Show all lines holding "components".

╭──

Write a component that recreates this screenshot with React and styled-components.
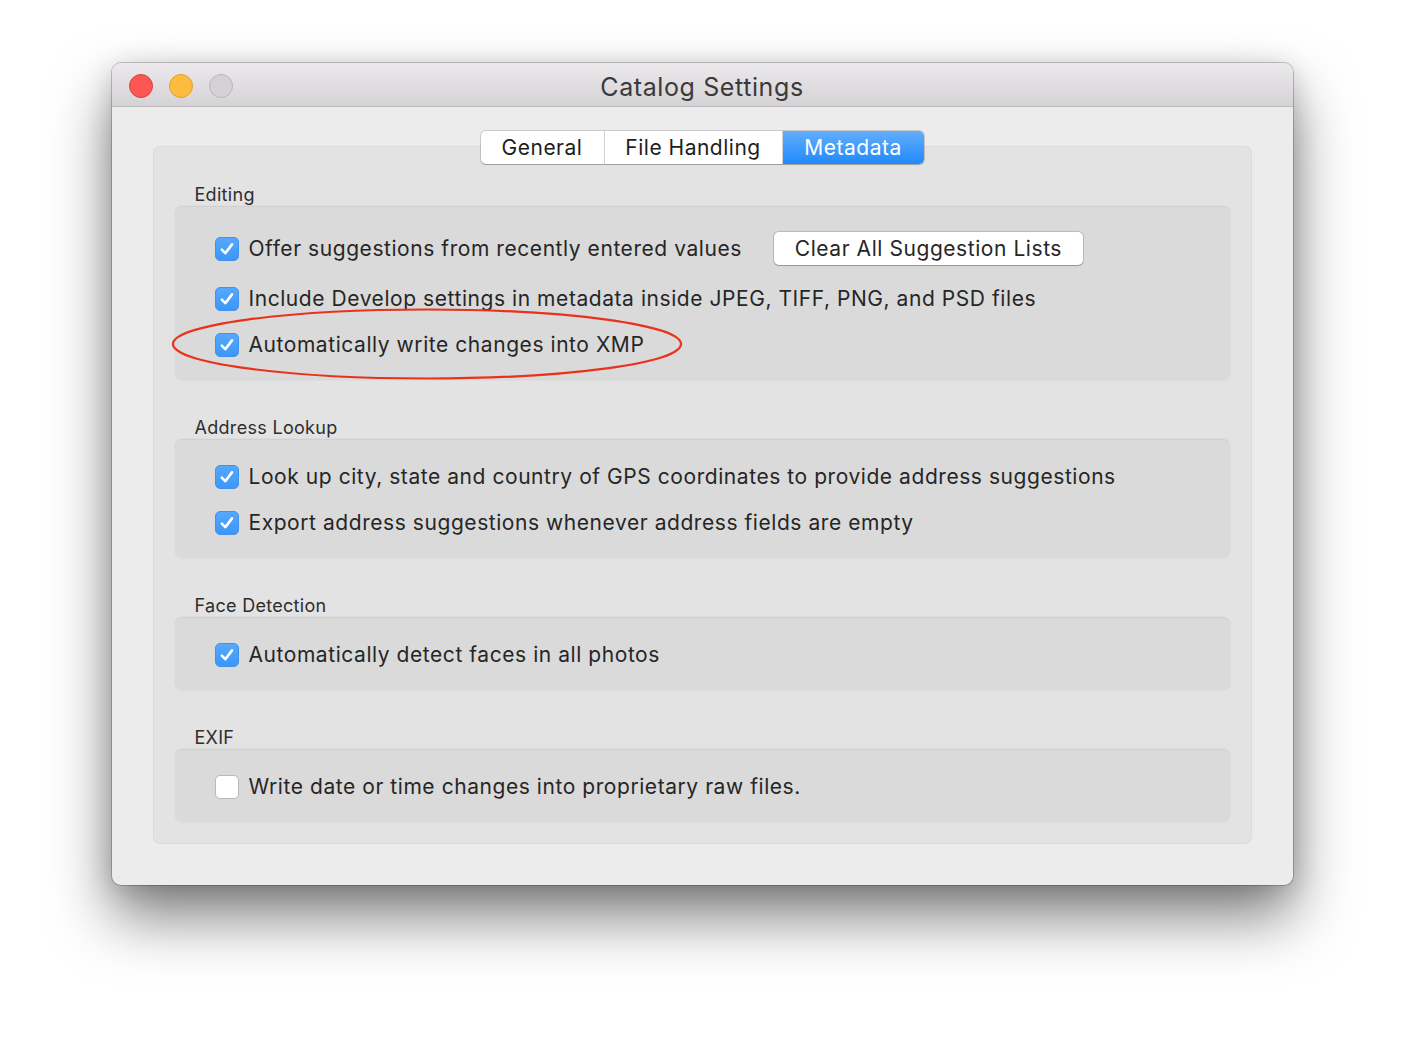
import React from "react";
import styled, { createGlobalStyle } from "styled-components";

const GlobalStyle = createGlobalStyle`
    html, body {
        margin: 0;
        padding: 0;
        background: #ffffff;
    }
    body {
        font-family: Inter, "Noto Sans", "Liberation Sans", sans-serif;
        color: #262626;
        -webkit-font-smoothing: antialiased;
    }
`;

const Page = styled.div`
    width: 1404px;
    height: 1044px;
    padding-top: 63px;
    box-sizing: border-box;
    display: flex;
    justify-content: center;
    align-items: flex-start;
`;

const Window = styled.div`
    position: relative;
    width: 1181px;
    background: #ececec;
    border-radius: 9px;
    box-shadow: 0 0 0 1px rgba(0, 0, 0, 0.2), 0 32px 60px rgba(0, 0, 0, 0.5),
        0 4px 26px rgba(0, 0, 0, 0.16);
`;

const TitleBar = styled.div`
    position: relative;
    height: 43px;
    border-bottom: 1px solid #bdbbbd;
    border-radius: 9px 9px 0 0;
    background: linear-gradient(#ebe9eb, #d5d3d5);
    display: flex;
    align-items: center;
    justify-content: center;
`;

const Lights = styled.div`
    position: absolute;
    left: 17px;
    top: 11px;
    display: flex;
    gap: 16px;
`;

const Light = styled.span`
    width: 22px;
    height: 22px;
    border-radius: 50%;
    background: ${({ color }) => color};
    border: 1px solid ${({ edge }) => edge};
`;

const Title = styled.div`
    font-size: 25px;
    color: #3a3a3a;
    letter-spacing: 0.6px;
    padding-top: 4px;
`;

const Body = styled.div`
    padding: 23px 41px 41px;
    display: flex;
    flex-direction: column;
    align-items: center;
`;

const Segmented = styled.div`
    display: flex;
    height: 33px;
    margin-top: 1px;
    box-sizing: border-box;
    border-radius: 5px;
    background: #fff;
    box-shadow: 0 0 0 1px rgba(0, 0, 0, 0.14), 0 1px 1px rgba(0, 0, 0, 0.18);
    position: relative;
    z-index: 2;
    margin-bottom: -18px;
`;

const Segment = styled.div`
    width: ${({ w }) => w}px;
    display: flex;
    align-items: center;
    justify-content: center;
    font-size: 21px;
    letter-spacing: 0.5px;
    color: ${({ active }) => (active ? "#fff" : "#1e1e1e")};
    background: ${({ active }) =>
        active ? "linear-gradient(#62aefb, #2189fb)" : "transparent"};
    border-left: ${({ first }) => (first ? "none" : "1px solid #d2d2d2")};
    border-radius: ${({ first, last }) =>
        first ? "5px 0 0 5px" : last ? "0 5px 5px 0" : "0"};
`;

const Panel = styled.div`
    width: 100%;
    box-sizing: border-box;
    background: #e3e3e3;
    border-radius: 7px;
    box-shadow: inset 0 0 0 1px rgba(0, 0, 0, 0.03);
    padding: 38px 22px 22px;
    display: flex;
    flex-direction: column;
`;

const Group = styled.div`
    position: relative;
    margin-top: ${({ first }) => (first ? "0" : "37px")};
`;

const GroupLabel = styled.div`
    height: 22px;
    line-height: 22px;
    padding-left: 20px;
    font-size: 18px;
    color: #2e2e2e;
    letter-spacing: 0.3px;
`;

const GroupBox = styled.div`
    background: #dadada;
    border-radius: 7px;
    box-shadow: inset 0 1px 0 rgba(0, 0, 0, 0.04), 0 0 0 1px rgba(0, 0, 0, 0.025);
    padding: 26px 40px 23px;
    display: flex;
    flex-direction: column;
    gap: 22px;
`;

const Row = styled.div`
    display: flex;
    align-items: center;
    min-height: 24px;
`;

const Box = styled.span`
    width: 24px;
    height: 24px;
    flex: none;
    box-sizing: border-box;
    border-radius: 5px;
    display: flex;
    align-items: center;
    justify-content: center;
    background: ${({ checked }) =>
        checked ? "linear-gradient(#56a8fc, #3c97f9)" : "#fff"};
    border: 1px solid
        ${({ checked }) => (checked ? "#3f93ee" : "#b9b9b9")};
`;

const Text = styled.span`
    margin-left: 10px;
    font-size: 21px;
    line-height: 24px;
    letter-spacing: 0.56px;
    color: #262626;
    white-space: nowrap;
`;

const Button = styled.div`
    margin-left: 32px;
    height: 33px;
    width: 309px;
    box-sizing: border-box;
    border-radius: 5px;
    background: #fff;
    box-shadow: 0 0 0 1px rgba(0, 0, 0, 0.14), 0 1px 1px rgba(0, 0, 0, 0.2);
    display: flex;
    align-items: center;
    justify-content: center;
    font-size: 21px;
    letter-spacing: 0.56px;
    color: #262626;
`;

const Ellipse = styled.svg`
    position: absolute;
    left: 58px;
    top: 244px;
    pointer-events: none;
`;

const Check = ({ checked = true, children, extra }) => (
    <Row>
        <Box checked={checked}>
            {checked && (
                <svg width="18" height="18" viewBox="0 0 18 18">
                    <path
                        d="M3.8 9.6 L7.3 13.2 L14 4.4"
                        fill="none"
                        stroke="#fff"
                        strokeWidth="2.6"
                        strokeLinecap="round"
                        strokeLinejoin="round"
                    />
                </svg>
            )}
        </Box>
        <Text>{children}</Text>
        {extra}
    </Row>
);

const App = () => {
    return (
        <>
            <GlobalStyle />
            <Page>
                <Window>
                    <TitleBar>
                        <Lights>
                            <Light color="#fc5753" edge="#de3f3a" />
                            <Light color="#fdbc40" edge="#dfa02f" />
                            <Light color="#d4d2d4" edge="#b8b6b8" />
                        </Lights>
                        <Title>Catalog Settings</Title>
                    </TitleBar>
                    <Body>
                        <Segmented>
                            <Segment w={123} first>
                                General
                            </Segment>
                            <Segment w={177}>File Handling</Segment>
                            <Segment w={141} active last>
                                Metadata
                            </Segment>
                        </Segmented>
                        <Panel>
                            <Group first>
                                <GroupLabel>Editing</GroupLabel>
                                <GroupBox>
                                    <Check
                                        extra={
                                            <Button>Clear All Suggestion Lists</Button>
                                        }
                                    >
                                        Offer suggestions from recently entered values
                                    </Check>
                                    <Check>
                                        Include Develop settings in metadata inside JPEG,
                                        TIFF, PNG, and PSD files
                                    </Check>
                                    <Check>Automatically write changes into XMP</Check>
                                </GroupBox>
                            </Group>
                            <Group>
                                <GroupLabel>Address Lookup</GroupLabel>
                                <GroupBox>
                                    <Check>
                                        Look up city, state and country of GPS coordinates
                                        to provide address suggestions
                                    </Check>
                                    <Check>
                                        Export address suggestions whenever address fields
                                        are empty
                                    </Check>
                                </GroupBox>
                            </Group>
                            <Group>
                                <GroupLabel>Face Detection</GroupLabel>
                                <GroupBox>
                                    <Check>Automatically detect faces in all photos</Check>
                                </GroupBox>
                            </Group>
                            <Group>
                                <GroupLabel>EXIF</GroupLabel>
                                <GroupBox>
                                    <Check checked={false}>
                                        Write date or time changes into proprietary raw
                                        files.
                                    </Check>
                                </GroupBox>
                            </Group>
                        </Panel>
                    </Body>
                    <Ellipse width="514" height="76" viewBox="0 0 514 76">
                        <ellipse
                            cx="257"
                            cy="37"
                            rx="254"
                            ry="34.5"
                            fill="none"
                            stroke="#e8321c"
                            strokeWidth="2.2"
                        />
                    </Ellipse>
                </Window>
            </Page>
        </>
    );
};

export default App;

╰──

### Expected output
Write a component that recreates this screenshot with React and styled-components.
import styled, { createGlobalStyle } from "styled-components";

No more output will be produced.